The relationship between father and son runs like a thread through Katkus’s films, most notably in Cherries, where he and his own father are shown picking cherries side by side. With such personal subjects at the core of his work, the line between the fictional and the private can be difficult to navigate. Making Cherries, for instance, Katkus initially imagined a more documentary-like approach: waiting for the fruit-picking season, and letting the crew film him and his father naturally—how they speak and what is left unsaid. But he quickly realised that there was something more at the heart of his story: a narrative that required structure and deliberate actions. This insight helped him solidify the boundaries between real life and what appears on screen.

Katkus jokingly says he does not engage in psychoanalysis: “In that case, it’s best to see a specialist. I don’t like when a director tells an actor, ‘This part is sad; now you cry.’” Instead, he looks for people who might naturally respond the way their characters would in a given situation. Although his father had appeared as the occasional extra in earlier work, he had never before played such a central role as in Cherries. “He was acting badly, I was acting badly…” Katkus laughs. But they grew more comfortable in front of the camera and learned to stop overthinking, shed self-consciousness, and simply be present. Building on this approach, Katkus prefers to work with friends and acquaintances whose personalities already hold something of the characters they portray. Friends who worry about getting older, for instance, including the one delivering the opening monologue in Cherries, in which she explains how men she finds attractive now call her “madam.” With a set script and clear boundaries, Katkus creates a carefully crafted world—specific characters, a small crew, a distinct atmosphere—where the energy he wants on screen is already present; all he has to do is capture it.
In the closing moments of Cherries, a shift occurs: amid a hyper-realistic, slow-paced film, the son levitates above the cherry trees as his father watches below. “That scene was added just a week before shooting,” Katkus says. “I was afraid the film was becoming too traditional, too proper. I wanted to disrupt that.” This shot became a turning point—a signature gesture of his filmmaking, where realism quietly folds into something impossible yet strangely authentic. Magic is used to make life seem more real. This tension gives his films their fullness—what’s a tragedy without a trace of comedy? In this way, cinema mirrors life itself.

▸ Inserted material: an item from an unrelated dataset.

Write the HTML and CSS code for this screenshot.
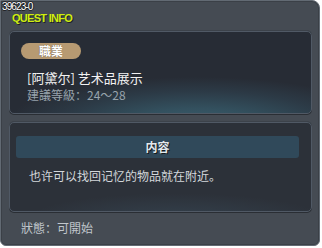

Katkus’s work shows cycles of death and renewal. The recurring images of decay—burning houses, worn-out apartments—suggest a conversation with the past, a reckoning with what must be left behind to make room for what’s to come. This echoes the spirit of post-Soviet Baltic cinema, shaped by shifting cultural and historical ground. Born in the early years of an independent Lithuania, Katkus believes political undercurrents inevitably surface in his work. “You don’t need to talk about politics to make a political film,” he says.
Early in our conversation, I was disarmed by the warmth in his tone of voice. For a filmmaker so assured in his visual language, he speaks with the ease of someone still wondering, still open. As our coffee cups sat empty, it was time for Katkus to head to a meeting at a nearby hotel. Before we parted, I asked one last cliché question: “What advice would you give young filmmakers?” He didn’t mind a cliché outro—he smiled and simply said, “Watch more films.”